Plenty of people I’ve loved have died, but none were gone in the blink of my eye. The only close friend or family member I can think of was a much younger cousin in Chicago who was killed in a car accident when she was in high school. I’d met her a couple of times, but by the time she came along, my family had outgrown the semi-annual Chicago pilgrimages. I knew my close-in-age cousins very well; the others, not so much. (My youngest aunt and uncle were young enough to be my mother’s kids.) While Janet’s death saddened me, I wasn’t bereft. I do know that my Aunt Kay, her mother, never recovered. How could you?

But me? I haven’t experienced much by way of sudden death.

Oh, one grandmother died suddenly. But, while it was unexpected, just how unexpected can death be when it occurs a few weeks before your 97th birthday? And my wonderful Aunt Margaret also died without giving us any notice. But Margaret was 85. It was most certainly a gut punch. But there’s unexpected and then there’s unexpected.

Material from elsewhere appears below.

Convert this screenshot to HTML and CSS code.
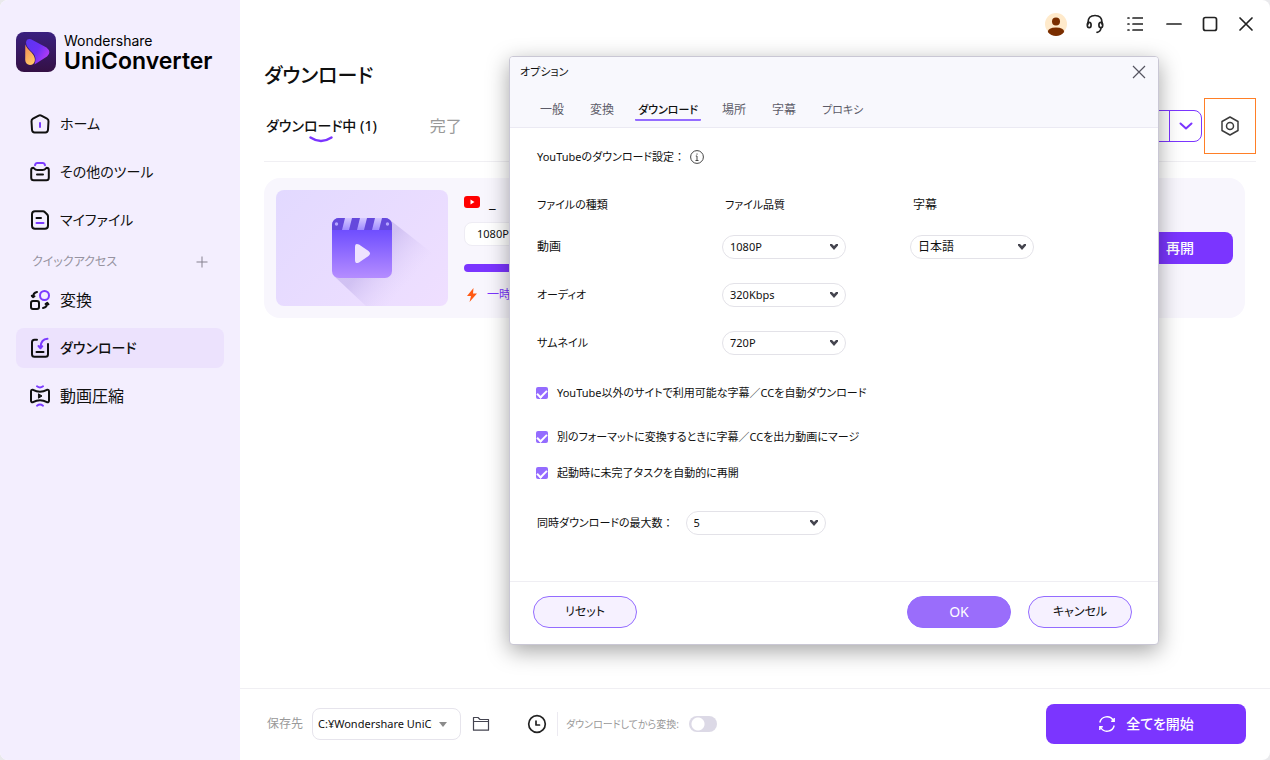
FILE: index.html
```html
<!DOCTYPE html>
<html lang="ja">
<head>
<meta charset="utf-8">
<meta name="viewport" content="width=device-width, initial-scale=1">
<title>Wondershare UniConverter</title>
<link rel="stylesheet" href="styles.css">
</head>
<body>
<div class="app">
  <aside class="sidebar">
    <div class="brand">
      <svg class="brand-mark" viewBox="0 0 40 40" aria-hidden="true">
        <defs>
          <linearGradient id="tile" x1="0" y1="0" x2="0" y2="1"><stop offset="0" stop-color="#3a207f"/><stop offset="1" stop-color="#341044"/></linearGradient>
          <linearGradient id="play" x1="0" y1="0" x2="1" y2=".6"><stop offset="0" stop-color="#5a35f0"/><stop offset=".55" stop-color="#6d30f5"/><stop offset="1" stop-color="#b43cf5"/></linearGradient>
          <linearGradient id="flame" x1="0" y1="0" x2=".5" y2="1"><stop offset="0" stop-color="#f08a55"/><stop offset="1" stop-color="#ffc566"/></linearGradient>
        </defs>
        <rect width="40" height="40" rx="8" fill="url(#tile)"/>
        <path d="M10 10.500Q10.500 6.200 15 7.200L30.500 15.500Q36 20 31 24.500L18.500 32.500Q21 25 17 21Q10 15 10 10.500Z" fill="url(#play)"/>
        <path d="M9.300 12.500Q10.500 16 15.500 20.500Q19.500 25 18.800 29Q17.800 33 14 33Q9.500 32.500 9.200 28Z" fill="url(#flame)"/>
      </svg>
      <div class="brand-text">
        <span class="brand-small">Wondershare</span>
        <span class="brand-name">UniConverter</span>
      </div>
    </div>
    <nav class="nav" aria-label="メイン">
      <a class="nav-item" href="#home">
        <svg viewBox="0 0 20 20" class="nav-icon"><path d="M8.700 1.700 3 4.700Q1.400 5.500 1.500 7.200L2 15.800Q2.200 18.500 4.600 18.500H15.400Q17.800 18.500 18 15.800L18.500 7.200Q18.600 5.500 17 4.700L11.300 1.700Q10 1 8.700 1.700Z"/><path class="accent" d="M10 9V13"/></svg>
        <span>ホーム</span>
      </a>
      <a class="nav-item" href="#tools">
        <svg viewBox="0 0 20 20" class="nav-icon"><path class="accent" d="M5 3.200Q5.500 1 7.300 1H12.700Q14.500 1 15 3.200"/><path d="M3.500 5.800Q1.200 5.800 1.200 8V15.800Q1.200 18.300 3.700 18.300H16.300Q18.800 18.300 18.800 15.800V8Q18.800 5.800 16.500 5.800Q14.500 8 12.500 8H7.500Q5.500 8 3.500 5.800ZM7 12.500H13"/></svg>
        <span>その他のツール</span>
      </a>
      <a class="nav-item" href="#files">
        <svg viewBox="0 0 20 20" class="nav-icon"><path d="M5 1.200H13Q14 1.200 15 2.200L17 4.200Q18 5.200 18 6.200V15.500Q18 18.800 15 18.800H5Q2 18.800 2 15.800V4.200Q2 1.200 5 1.200ZM6.500 8H11"/><path class="accent" d="M6.500 13H13.500"/></svg>
        <span>マイファイル</span>
      </a>
      <div class="nav-label">
        <span>クイックアクセス</span>
        <button class="icon-btn add" type="button" aria-label="追加"><svg viewBox="0 0 12 12"><path d="M6 .5V11.500M.5 6H11.500"/></svg></button>
      </div>
      <a class="nav-item wide-text" href="#convert">
        <svg viewBox="0 0 20 20" class="nav-icon"><rect x="1" y="11" width="8" height="8" rx="2"/><circle class="accent" cx="14.500" cy="5.500" r="4.500"/><path d="M3 7Q3 3 7 2M1.800 5.800 3 7.200 4.500 6.200M17.300 13Q17.300 17 13 18M15.500 14 17.300 12.800 18.500 14.300"/></svg>
        <span>変換</span>
      </a>
      <a class="nav-item active" href="#download" aria-current="page">
        <svg viewBox="0 0 20 20" class="nav-icon"><path d="M7 1.800H4.500Q2 1.800 2 4.300V16.300Q2 18.800 4.500 18.800H15.500Q18 18.800 18 16.300V6M6.500 14H13.500"/><path class="accent" d="M17.500 .8Q11 1.200 10.500 9M8.500 8 10.500 10.300 12.300 8.200"/></svg>
        <span>ダウンロード</span>
      </a>
      <a class="nav-item wide-text" href="#compress">
        <svg viewBox="0 0 20 20" class="nav-icon"><path d="M3 3.800Q10 7.500 17 3.800Q19 3.500 19 5.500V14.500Q19 16.500 17 16.200Q10 12.500 3 16.200Q1 16.500 1 14.500V5.500Q1 3.500 3 3.800Z"/><path d="M8.800 8 12 10 8.800 12Z" fill="#101010" stroke-width="1"/><path class="accent" d="M7 .3Q10 2.500 13 .3M7 19.700Q10 17.500 13 19.700"/></svg>
        <span>動画圧縮</span>
      </a>
    </nav>
  </aside>

  <main class="main">
    <header class="topbar">
      <div class="bar-group">
        <button class="icon-btn" type="button" aria-label="アカウント"><svg width="22" height="24" viewBox="0 0 22 24"><circle cx="11" cy="12" r="11" fill="#ffeacb"/><circle cx="11" cy="9.500" r="4" fill="#7a2e00"/><path d="M2.800 20Q3 15.500 11 15.500Q19 15.500 19.200 20Q16 24 11 24Q6 24 2.800 20Z" fill="#7a2e00"/></svg></button>
        <button class="icon-btn" type="button" aria-label="サポート"><svg class="line" width="18" height="20" viewBox="0 0 18 20"><path d="M2 10V8.500Q2 1.500 9 1.500Q16 1.500 16 8.500V10"/><ellipse cx="3.200" cy="11" rx="1.900" ry="2.700"/><ellipse cx="14.800" cy="11" rx="1.900" ry="2.700"/><path d="M15 14Q14.500 18 11 18.300"/></svg></button>
        <button class="icon-btn" type="button" aria-label="メニュー"><svg class="line" width="16" height="16" viewBox="0 0 16 16"><path d="M1 2H2M6 2H15.500M1 8H2M6 8H15.500M1 14H2M6 14H15.500"/></svg></button>
      </div>
      <div class="bar-group window">
        <button class="icon-btn" type="button" aria-label="最小化"><svg class="line" width="16" height="16" viewBox="0 0 16 16"><path d="M1 8H15"/></svg></button>
        <button class="icon-btn" type="button" aria-label="最大化"><svg class="line" width="16" height="16" viewBox="0 0 16 16"><rect x="1.500" y="1.500" width="13" height="13" rx="2"/></svg></button>
        <button class="icon-btn" type="button" aria-label="閉じる"><svg class="line" width="16" height="16" viewBox="0 0 16 16"><path d="M2 2 14 14M14 2 2 14"/></svg></button>
      </div>
    </header>

    <section class="content">
      <h1 class="title">ダウンロード</h1>
      <div class="toolbar">
        <div class="tabs" role="tablist">
          <button class="tab selected" type="button" role="tab" aria-selected="true">ダウンロード中 (1)<svg class="smile" viewBox="0 0 24 7"><path d="M1.500 1.500Q12 8.500 22.500 1.500"/></svg></button>
          <button class="tab" type="button" role="tab" aria-selected="false">完了</button>
        </div>
        <div class="tools">
          <div class="split">
            <button class="split-main" type="button" aria-label="URLを貼り付け"></button>
            <button class="split-more" type="button" aria-label="その他"><svg width="14" height="8" viewBox="0 0 14 8"><path d="M1.500 1.500 7 6.500 12.500 1.500"/></svg></button>
          </div>
          <button class="settings" type="button" aria-label="設定"><svg width="20" height="20" viewBox="0 0 20 20"><path d="M10 1 18 5.500V14.500L10 19 2 14.500V5.500Z"/><circle cx="10" cy="10" r="3.500"/></svg></button>
        </div>
      </div>
      <article class="card">
        <div class="thumb">
          <svg width="172" height="116" viewBox="0 0 172 116" aria-hidden="true">
            <defs>
              <linearGradient id="clap" x1="0" y1="0" x2="0" y2="1"><stop offset=".15" stop-color="#6a4aff"/><stop offset="1" stop-color="#b58dff"/></linearGradient>
              <linearGradient id="cast" gradientUnits="userSpaceOnUse" x1="86" y1="58" x2="140" y2="105"><stop offset=".2" stop-color="#b8a6e6" stop-opacity=".5"/><stop offset=".8" stop-color="#d9c8f8" stop-opacity="0"/></linearGradient>
              <linearGradient id="stripe" x1="0" y1="0" x2="0" y2="1"><stop offset="0" stop-color="#d4c8ff"/><stop offset="1" stop-color="#a08cff"/></linearGradient>
              <clipPath id="round"><rect x="56" y="28" width="60" height="60" rx="7"/></clipPath>
            </defs>
            <path d="M114 30 165 70V116H90L58 86Z" fill="url(#cast)"/>
            <g clip-path="url(#round)">
              <rect x="56" y="28" width="60" height="60" fill="url(#clap)"/>
              <rect x="56" y="28" width="60" height="12" fill="#6549dc"/>
              <path d="M69 28H76L73 40H66ZM84 28H91L88 40H81ZM99 28H106L103 40H96Z" fill="url(#stripe)"/>
            </g>
            <circle cx="60.500" cy="34" r="1.700" fill="#b5a5ff"/><circle cx="111.500" cy="34" r="1.700" fill="#b5a5ff"/>
            <path d="M79 57Q79 52.500 83 54.500L92.500 61Q95.500 63.500 92.500 66L83 72.500Q79 74.500 79 70Z" fill="#eee3ff"/>
          </svg>
        </div>
        <div class="task">
          <div class="task-name"><svg width="16" height="12" viewBox="0 0 16 12"><rect width="16" height="12" rx="3" fill="#f00"/><path d="M6.500 3.500 10.500 6 6.500 8.500Z" fill="#fff"/></svg><span>_</span></div>
          <span class="chip">1080P</span>
          <div class="progress"></div>
          <div class="status"><svg width="10" height="14" viewBox="0 0 10 14"><path d="M6.500 0 0 8H4L2.500 14 10 5.500H6Z" fill="#ff5a14"/></svg><span>一時停止</span></div>
        </div>
        <button class="resume" type="button">再開</button>
      </article>
    </section>

    <footer class="bottom">
      <label class="muted" for="dest">保存先</label>
      <div class="path-box">
        <select id="dest" class="path"><option>C:¥Wondershare UniConverter</option></select>
        <svg class="path-arrow" viewBox="0 0 8 5"><path d="M0 0H8L4 5Z"/></svg>
      </div>
      <button class="icon-btn folder" type="button" aria-label="フォルダーを開く"><svg class="thin" width="18" height="16" viewBox="0 0 18 16"><path d="M1.500 14.200V1.500H6L8 3.500H16.500V14.200ZM1.500 5.500H16.500"/></svg></button>
      <button class="icon-btn clock" type="button" aria-label="スケジュール"><svg class="line" width="20" height="20" viewBox="0 0 20 20"><circle cx="10" cy="10" r="8.300"/><path d="M9 7V11H12.500"/></svg></button>
      <label class="muted after" for="after">ダウンロードしてから変換:</label>
      <input class="switch" id="after" type="checkbox" role="switch">
      <button class="start" type="button"><svg width="18" height="18" viewBox="0 0 18 18"><path d="M1.800 7.500A7.300 7.300 0 0 1 15.300 5.500M16.200 3V6.300H13.200M16.200 10.500A7.300 7.300 0 0 1 2.700 12.500M1.800 15V11.700H4.800"/></svg><span>全てを開始</span></button>
    </footer>
  </main>

  <section class="dialog" role="dialog" aria-labelledby="dlg-title">
    <header class="dlg-head">
      <div class="dlg-bar">
        <h2 class="dlg-title" id="dlg-title">オプション</h2>
        <button class="icon-btn dlg-close" type="button" aria-label="閉じる"><svg width="14" height="14" viewBox="0 0 14 14"><path d="M1 1 13 13M13 1 1 13"/></svg></button>
      </div>
      <div class="dlg-tabs" role="tablist">
        <button class="dlg-tab wide-text" type="button" role="tab">一般</button>
        <button class="dlg-tab wide-text" type="button" role="tab">変換</button>
        <button class="dlg-tab selected" type="button" role="tab" aria-selected="true">ダウンロード</button>
        <button class="dlg-tab wide-text" type="button" role="tab">場所</button>
        <button class="dlg-tab wide-text" type="button" role="tab">字幕</button>
        <button class="dlg-tab" type="button" role="tab">プロキシ</button>
      </div>
    </header>
    <div class="dlg-body">
      <div class="heading"><span>YouTubeのダウンロード設定<span class="colon">：</span></span><svg width="14" height="14" viewBox="0 0 14 14"><circle cx="7" cy="7" r="6.400"/><path d="M7 6V10.500M7 3.500V4.700M5.800 6H7M5.500 10.500H8.500"/></svg></div>
      <div class="grid grid-head"><span>ファイルの種類</span><span class="col">ファイル品質</span><span class="col wide-text">字幕</span></div>
      <div class="grid-rows">
        <div class="grid">
          <label class="wide-text" for="video">動画</label>
          <div class="pick"><select id="video"><option>1080P</option></select><svg viewBox="0 0 8 6"><path d="M0 0H2L4 2 6 0H8V1.500L4 6 0 1.500Z"/></svg></div>
          <div class="pick wide-text"><select aria-label="字幕"><option>日本語</option></select><svg viewBox="0 0 8 6"><path d="M0 0H2L4 2 6 0H8V1.500L4 6 0 1.500Z"/></svg></div>
        </div>
        <div class="grid">
          <label for="audio">オーディオ</label>
          <div class="pick"><select id="audio"><option>320Kbps</option></select><svg viewBox="0 0 8 6"><path d="M0 0H2L4 2 6 0H8V1.500L4 6 0 1.500Z"/></svg></div>
        </div>
        <div class="grid">
          <label for="image">サムネイル</label>
          <div class="pick"><select id="image"><option>720P</option></select><svg viewBox="0 0 8 6"><path d="M0 0H2L4 2 6 0H8V1.500L4 6 0 1.500Z"/></svg></div>
        </div>
      </div>
      <div class="checks">
        <label class="check lead"><input type="checkbox" checked><span>YouTube以外のサイトで利用可能な字幕／CCを自動ダウンロード</span></label>
        <label class="check"><input type="checkbox" checked><span>別のフォーマットに変換するときに字幕／CCを出力動画にマージ</span></label>
        <label class="check"><input type="checkbox" checked><span>起動時に未完了タスクを自動的に再開</span></label>
      </div>
      <div class="limit">
        <label for="limit">同時ダウンロードの最大数<span class="colon">：</span></label>
        <div class="pick wide"><select id="limit"><option>5</option></select><svg viewBox="0 0 8 6"><path d="M0 0H2L4 2 6 0H8V1.500L4 6 0 1.500Z"/></svg></div>
      </div>
    </div>
    <footer class="dlg-foot">
      <button class="pill" type="button">リセット</button>
      <button class="pill primary" type="button">OK</button>
      <button class="pill" type="button">キャンセル</button>
    </footer>
  </section>
</div>
</body>
</html>
```
FILE: styles.css
```css
* { box-sizing: border-box; }

body {
  margin: 0;
  background: #e9e9ec;
  color: #101010;
  font: 12px/18px "Noto Sans", "Noto Sans CJK JP", sans-serif;
  font-feature-settings: "palt";
}

button, select, input { font: inherit; color: inherit; font-feature-settings: inherit; }
button { padding: 0; border: 0; background: none; cursor: pointer; white-space: nowrap; }
a { color: inherit; text-decoration: none; }
svg { display: block; flex: none; }

.app {
  position: relative;
  display: grid;
  grid-template-columns: 240px 1fr;
  min-height: 100vh;
  border-radius: 8px;
  overflow: hidden;
  background: #fff;
}

.icon-btn { display: grid; place-items: center; }
.line { fill: none; stroke: #222; stroke-width: 1.700; stroke-linecap: round; stroke-linejoin: round; }
.thin { fill: none; stroke: #444450; stroke-width: 1.2; stroke-linejoin: round; }
.colon { font-feature-settings: normal; }

/* Sidebar */
.sidebar { padding: 32px 16px; background: #f3eefe; }
.brand { display: flex; gap: 8px; height: 40px; }
.brand-mark { width: 40px; height: 40px; }
.brand-text { display: flex; flex-direction: column; font-family: Inter, sans-serif; color: #000; }
.brand-small { font-size: 14px; line-height: 18px; }
.brand-name { font-size: 23px; line-height: 22px; font-weight: 600; }

.nav { display: grid; gap: 8px; margin-top: 32px; }
.nav-item {
  display: flex;
  align-items: center;
  gap: 10px;
  height: 40px;
  padding: 0 14px;
  border-radius: 8px;
  font-size: 14px;
  line-height: 24px;
}
.nav-item.wide-text { font-size: 16px; }
.nav-item.active { background: #ece2fd; font-weight: 500; }
.nav-icon { width: 20px; height: 20px; fill: none; stroke: #101010; stroke-width: 2; stroke-linecap: round; stroke-linejoin: round; overflow: visible; }
.nav-icon .accent { stroke: #7b3bff; }
.nav-label { display: flex; align-items: center; justify-content: space-between; height: 24px; padding: 4px 16px 0; color: #9693a0; font-size: 12px; line-height: 20px; }
.add svg { width: 12px; height: 12px; stroke: #85818f; }

/* Main column */
.main { display: flex; flex-direction: column; min-width: 0; }
.topbar { display: flex; align-items: center; justify-content: flex-end; gap: 19px; height: 48px; padding: 0 14px; }
.bar-group { display: flex; gap: 20px; }
.bar-group.window { gap: 16px; }
.topbar .icon-btn { width: 20px; height: 24px; }
.content { flex: 1; padding: 12px 25px 24px 24px; }
.title { margin: 0; font-size: 20px; line-height: 32px; font-weight: 500; }
.toolbar { display: flex; align-items: center; justify-content: space-between; height: 70px; margin-right: -11px; padding-bottom: 1px; border-bottom: 1px solid #f0eff3; }
.tabs { display: flex; gap: 53px; padding-left: 2px; }
.tab { position: relative; font-size: 16px; line-height: 24px; color: #999; }
.tab.selected { color: #101010; font-size: 14px; font-weight: 500; }
.smile { position: absolute; left: 50%; top: 100%; width: 24px; height: 7px; margin: -2px 0 0 -12px; fill: none; stroke: #7b35ff; stroke-width: 2.400; stroke-linecap: round; }
.tools { display: flex; align-items: center; gap: 2px; }
.split { display: flex; height: 32px; border: 1px solid #7b35ff; border-radius: 8px; }
.split-main { width: 160px; }
.split-more { display: grid; place-items: center; width: 32px; border-left: 1px solid #7b35ff; }
.split-more svg { fill: none; stroke: #7b35ff; stroke-width: 2; stroke-linecap: round; stroke-linejoin: round; }
.settings { display: grid; place-items: center; width: 52px; height: 56px; border: 1px solid #ff7f27; }
.settings svg { fill: none; stroke: #3c3c3c; stroke-width: 1.500; stroke-linejoin: round; }

.card { display: flex; align-items: center; gap: 16px; height: 140px; margin-top: 16px; padding: 12px; border-radius: 16px; background: #f8f6fd; }
.thumb { border-radius: 8px; overflow: hidden; background: linear-gradient(135deg, #e2d9ff, #efdfff); }
.task { flex: 1; display: grid; gap: 8px; justify-items: start; height: 116px; align-content: start; }
.task-name { display: flex; align-items: center; gap: 9px; height: 24px; font-size: 15px; }
.chip { padding: 0 12px; border-radius: 8px; background: #fff; border: 1px solid #eeecf4; font-size: 11px; line-height: 22px; }
.progress { width: 80%; height: 8px; margin-top: 10px; border-radius: 4px; background: #7b35ff; }
.status { display: flex; align-items: center; gap: 10px; margin: 6px 0 0 3px; color: #7b35ff; }
.resume { width: 106px; height: 32px; border-radius: 8px; background: #7b35ff; color: #fff; font-size: 14px; font-weight: 500; }

/* Bottom bar */
.bottom { display: flex; align-items: center; height: 72px; padding: 0 24px 1px 27px; border-top: 1px solid #f0eff3; }
.muted { color: #999; }
.path-box { position: relative; width: 149px; margin-left: 9px; }
.path { width: 100%; height: 32px; padding: 0 28px 0 5px; border: 1px solid #e6e4ec; border-radius: 8px; background: #fff; font-size: 11px; appearance: none; }
.path-arrow { position: absolute; right: 14px; top: 14px; width: 8px; height: 5px; fill: #8b8b8b; pointer-events: none; }
.folder { margin-left: 11px; }
.clock { margin-left: 37px; }
.after { margin-left: 10px; padding-left: 8px; border-left: 1px solid #eceaf1; font-size: 10px; line-height: 24px; white-space: nowrap; }
.switch { appearance: none; width: 28px; height: 16px; margin: 0 0 0 10px; border: 0; border-radius: 8px; background: radial-gradient(circle at 9px 8px, #fff 6px, transparent 7px) #dcd9e6; }
.start { display: flex; align-items: center; justify-content: center; gap: 10px; width: 200px; height: 40px; margin-left: auto; border-radius: 8px; background: #7b35ff; color: #fff; font-size: 14px; font-weight: 500; }
.start svg { fill: none; stroke: #fff; stroke-width: 1.400; }

/* Options window, floating over the page */
.dialog {
  position: absolute;
  left: 509px;
  top: 56px;
  width: 650px;
  border: 1px solid #c9c7d4;
  border-radius: 4px;
  background: #fff;
  box-shadow: 0 6px 22px rgba(0, 0, 0, .36);
  overflow: hidden;
  font-size: 11px;
}
.dialog .wide-text { font-size: 12px; }
.dlg-head { background: #f8f8fd; border-bottom: 1px solid #ebeaf3; }
.dlg-bar { display: flex; align-items: center; justify-content: space-between; height: 30px; padding: 0 12px 0 10px; }
.dlg-title { margin: 0; font-size: 11px; font-weight: 400; }
.dlg-close svg { fill: none; stroke: #555460; stroke-width: 1.200; }
.dlg-tabs { display: flex; gap: 16px; height: 40px; padding: 10px 25px 0; }
.dlg-tab { height: 24px; padding: 3px 5px 0; border-bottom: 2px solid transparent; color: #5c5b68; }
.dlg-tab.selected { padding: 3px 3px 0; border-color: #946cff; border-radius: 1px; color: #101010; font-weight: 500; }
.dlg-body { padding: 17px 26px 46px 27px; }
.heading { display: flex; align-items: center; gap: 5px; height: 24px; }
.heading svg { fill: none; stroke: #444; }
.grid { display: grid; grid-template-columns: 185px 188px 124px; align-items: center; height: 24px; }
.grid-head { margin: 24px 0 18px; }
.col { padding-left: 3px; }
.grid-rows { display: grid; gap: 24px; }
.pick { position: relative; width: 124px; }
.pick.wide { width: 140px; }
.pick select { display: block; width: 100%; height: 24px; padding: 0 24px 0 7px; border: 1px solid #e3e2e8; border-radius: 12px; background: #fff; appearance: none; }
.pick svg { position: absolute; right: 8px; top: 9px; width: 8px; height: 6px; fill: #44444e; pointer-events: none; }
.checks { display: grid; gap: 18px; margin: 29px 0; }
.check { display: flex; align-items: center; gap: 9px; margin-left: -1px; }
.check.lead { margin-bottom: 8px; }
.check input {
  appearance: none;
  display: flex;
  justify-content: center;
  width: 12px;
  height: 12px;
  margin: 0;
  padding-top: 3px;
  border-radius: 2px;
  background: #946cff;
}
.check input:checked::before { content: ""; width: 8px; height: 4px; border: solid #fff; border-width: 0 0 2px 2px; transform: rotate(-45deg); }
.limit { display: flex; align-items: center; gap: 12px; height: 24px; }
.dlg-foot { display: flex; align-items: center; gap: 17px; height: 63px; padding: 0 26px 2px 23px; border-top: 1px solid #efeef3; }
.pill { width: 104px; height: 32px; border: 1px solid #946cff; border-radius: 16px; background: #f6f1ff; font-size: 12px; }
.pill.primary { margin-left: auto; background: #9a6dfb; color: #fff; font-size: 14px; }
```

Most of “my” deaths have taken a while, which means you get to rehearse things in your mind, and work through at least part (admittedly a small part) of your grief in anticipation. Coping with a blink-of-an-eye death is unfathomable to me (especially when multiplied by the unimaginable of losing a child). If it’s someone who’s 97 or 85, you tell yourself that’s the way you want to go. (Absolutely!) But if the person dying is only 29 years old… Sometimes life and death are just plain lousy.

We’ll have plenty of nice bright spring days around here. I’m sure the duck boats will be back in full tourist-packed swing. I’m sure I’ll end up on one again at some point.

But it’ll be a while before I see on quacking by, or stand on that particular corner of Beacon and Charles, without thinking of Allison Warmuth.

RIP to a young neighbor I didn’t know, gone in the blink of an eye on a bright and gorgeous spring day.